2. LITERATURE REVIEW

 

In this section, all the factors that affect the adoption of cloud manufacturing viz. social, environmental, and economic are studied and listed in the table. The objective of the study is to prioritize all factors of cloud manufacturing for understanding the three layers of the hierarchical approach used shown in the Figure1 and conclude whether it approaches sustainability with the result obtained. To reach the main objective the literature review is performed related to social, environmental and economic factors of cloud manufacturing.

 

Prioritization of Cloud manufacturing factors

 

 

 

 

 

Economic Factors

Environmental Factors

Social Factors

·         Conducive Social Network ·         Human comfort ·         Human effort ·         Human Health ·         Human safety ·         Remote Material Monitoring

·         Dynamic Flexibility ·         Efficiently using resources ·         Instant Usage/Pay-as-use ·         Less Cost incurred ·         Less Inventory ·         Optimization

·         Fuel reduction ·         Waste reduction ·         Efficient machines usage ·         Environment advices ·         Instant usage and planning ·         Detection of natural disaster ·         Reduction in carbon footprints

 

 

 

 

 

 

 

 

 

 

 

 

 

 

 

Fig. 1. Hierarchy of factors

 

2.1. Social Factors

 

1.    Conducive Social Network: Sharing of ideas and knowledge about cloud platform leads to better understanding and innovation [8]. Worthy advice from renowned researchers and experts is easily accessible. Information about the environment can be accessed through social networking sites like International Institute for sustainable development (IISD, iisd.org), United Nations Sustainable Development (un.org), and sustainable communities online (sustainable. org).  These websites, supported further with online groups for discussion, display events or conferences to be held on the latest issues on sustainability. They provide the platform for individuals to express their views through blogs. [9].

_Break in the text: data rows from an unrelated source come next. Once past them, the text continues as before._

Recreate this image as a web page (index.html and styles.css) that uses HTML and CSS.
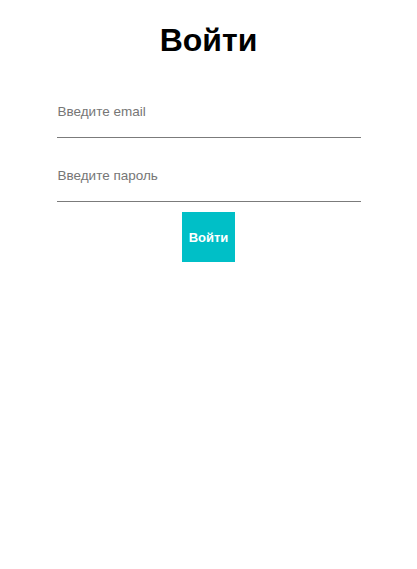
FILE: index.html
```html
<!DOCTYPE html>
<html lang="ru">
<head>
<meta charset="utf-8">
<title>Войти</title>
<link rel="stylesheet" href="styles.css">
</head>
<body>
<main class="login">
  <h1 class="login__title">Войти</h1>
  <form class="login__form">
    <input class="login__input" type="email" placeholder="Введите email">
    <input class="login__input" type="password" placeholder="Введите пароль">
    <button class="login__button" type="submit">Войти</button>
  </form>
</main>
</body>
</html>
```
FILE: styles.css
```css
html, body {
  margin: 0;
  padding: 0;
  background: #fff;
}
body {
  font-family: "Liberation Sans", Arial, sans-serif;
  color: #000;
}
.login {
  display: flex;
  flex-direction: column;
  align-items: center;
}
.login__title {
  margin: 22px 0 0;
  font-size: 32px;
  line-height: 37px;
  font-weight: 700;
}
.login__form {
  margin-top: 39px;
  width: 304px;
  display: flex;
  flex-direction: column;
  align-items: center;
  gap: 24px;
}
.login__input {
  width: 100%;
  height: 40px;
  box-sizing: border-box;
  padding: 0 1px 13px;
  border: 0;
  border-bottom: 1px solid #7b7b7b;
  font-family: inherit;
  font-size: 13.5px;
  outline: none;
  background: transparent;
}
.login__input::placeholder {
  color: #767676;
}
.login__button {
  margin-top: -14px;
  width: 53px;
  height: 50px;
  border: 0;
  padding: 0;
  background: #00bfc7;
  color: #fff;
  font-family: inherit;
  font-size: 13px;
  font-weight: 700;
}
```
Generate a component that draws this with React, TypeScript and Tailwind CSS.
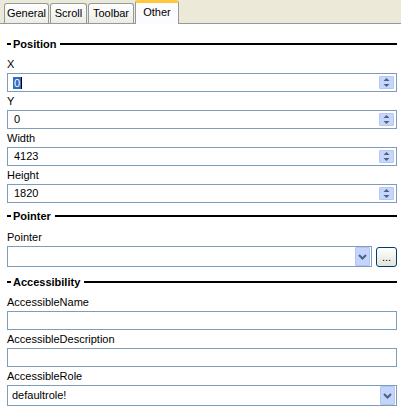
import { ReactNode } from "react";

const tabs = ["General", "Scroll", "Toolbar", "Other"];
const tabWidths: Record<string, string> = {
  General: "w-[45px]",
  Scroll: "w-[37px]",
  Toolbar: "w-[46px]",
  Other: "w-[44px]",
};

function SectionHeader({ title }: { title: string }) {
  return (
    <div className="flex items-center h-[22px]">
      <div className="w-[4px] h-[2px] bg-black" />
      <span className="ml-[2px] mr-[4px] font-bold text-[11px] leading-[13px] text-black">{title}</span>
      <div className="flex-1 h-[2px] bg-black" />
    </div>
  );
}

function Label({ children }: { children: ReactNode }) {
  return <div className="h-[18px] pt-[3px] leading-[13px] text-[11px] text-black">{children}</div>;
}

// XP-style up/down spinner on the right of a number box
function Spinner() {
  return (
    <div className="w-[15px] h-[13px] bg-[#c6d6fc] border border-[#b4c8f4] rounded-[1px] flex items-center justify-center">
      <svg width="7" height="9" viewBox="0 0 7 9">
        <path d="M3.5 0 L6.5 3 L0.5 3 Z" fill="#4d6185" />
        <path d="M0.5 6 L6.5 6 L3.5 9 Z" fill="#4d6185" />
      </svg>
    </div>
  );
}

function NumberField({ value, selected }: { value: string; selected?: boolean }) {
  return (
    <div className="h-[19px] border border-[#7f9db9] bg-white flex items-center pl-[5px] pr-[2px]">
      <div className="flex-1 flex items-center text-[11px] leading-[13px] text-black">
        {selected ? (
          <>
            <span className="bg-[#316ac5] text-white px-[1px] leading-[12px]">{value}</span>
            <span className="w-[1px] h-[12px] bg-black" />
          </>
        ) : (
          <span className="pl-[1px]">{value}</span>
        )}
      </div>
      <Spinner />
    </div>
  );
}

function ComboButton() {
  return (
    <div className="w-[15px] h-[19px] bg-[#c4d4fc] border border-[#b2c6f6] rounded-[1px] flex items-center justify-center">
      <svg width="9" height="6" viewBox="0 0 9 6">
        <path d="M1 1 L4.5 4.5 L8 1" stroke="#4d6185" strokeWidth="2" fill="none" />
      </svg>
    </div>
  );
}

function Combo({ value, className }: { value?: string; className?: string }) {
  return (
    <div className={`h-[21px] border border-[#7f9db9] bg-white flex items-center pl-[4px] pr-[1px] ${className ?? ""}`}>
      <span className="flex-1 text-[11px] leading-[13px] text-black">{value}</span>
      <ComboButton />
    </div>
  );
}

function TextField() {
  return <div className="h-[19px] border border-[#7f9db9] bg-white" />;
}

export default function App() {
  return (
    <div
      className="w-[401px] h-[413px] overflow-hidden bg-white flex flex-col"
      style={{ fontFamily: '"Liberation Sans", Arial, sans-serif' }}
    >
      {/* Tab strip */}
      <div className="h-[24px] bg-[#ece9d8] border-b border-[#919b9c] flex items-end pl-[4px] shrink-0">
        {tabs.map((t) => {
          const active = t === "Other";
          return active ? (
            <div
              key={t}
              className={`${tabWidths[t]} h-[24px] -mb-[1px] bg-[#fcfcfe] border-x border-[#919b9c] rounded-t-[3px] border-t-[3px] border-t-[#ffc83c] flex items-center justify-center text-[11px] text-black pb-[3px]`}
            >
              {t}
            </div>
          ) : (
            <div
              key={t}
              className={`${tabWidths[t]} h-[20px] mr-[1px] bg-gradient-to-b from-[#ffffff] to-[#ecebe5] border-x border-t border-[#919b9c] rounded-t-[3px] flex items-center justify-center text-[11px] text-black`}
            >
              {t}
            </div>
          );
        })}
      </div>

      {/* Property panel */}
      <div className="flex-1 pl-[7px] pr-[4px] pt-[9px]">
        <SectionHeader title="Position" />
        <Label>X</Label>
        <NumberField value="0" selected />
        <Label>Y</Label>
        <NumberField value="0" />
        <Label>Width</Label>
        <NumberField value="4123" />
        <Label>Height</Label>
        <NumberField value="1820" />

        <div className="mt-[2px]">
          <SectionHeader title="Pointer" />
        </div>
        <div className="pt-[1px]">
          <Label>Pointer</Label>
        </div>
        <div className="flex items-center gap-[4px]">
          <Combo className="flex-1" />
          <button className="w-[21px] h-[20px] rounded-[3px] border border-[#003c74] bg-gradient-to-b from-[#ffffff] to-[#e3e2da] text-[11px] leading-[10px] text-black flex items-end justify-center pb-[4px]">
            ...
          </button>
        </div>

        <div className="mt-[4px]">
          <SectionHeader title="Accessibility" />
        </div>
        <Label>AccessibleName</Label>
        <TextField />
        <Label>AccessibleDescription</Label>
        <TextField />
        <Label>AccessibleRole</Label>
        <Combo value="defaultrole!" />
      </div>
    </div>
  );
}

2.    Human comfort: the increased usage of the Internet of things (lsuch as RFIDs), networking, and monitoring, has provided flexibility to human resource to work from anywhere, anytime leading to greater comfort for individuals. [10].

3.    Human effort: better solutions provided online with high-speed Internet reduce human effort and calculations. [11, 12].

4.    Human Health: Reduced Noise level and dust-free environment. Author Fabio Gregori [13] has performed the experiment with a real cloud manufacturing model and found that noise dust level is reduced in the production area.

5.    Human safety: The opportunity to have fully automated manufacturing and continuous feedback process leads to an increase in human safety. Author Fabio Gregori [13] has performed the experiment with a real cloud manufacturing model and has found increased human safety and health.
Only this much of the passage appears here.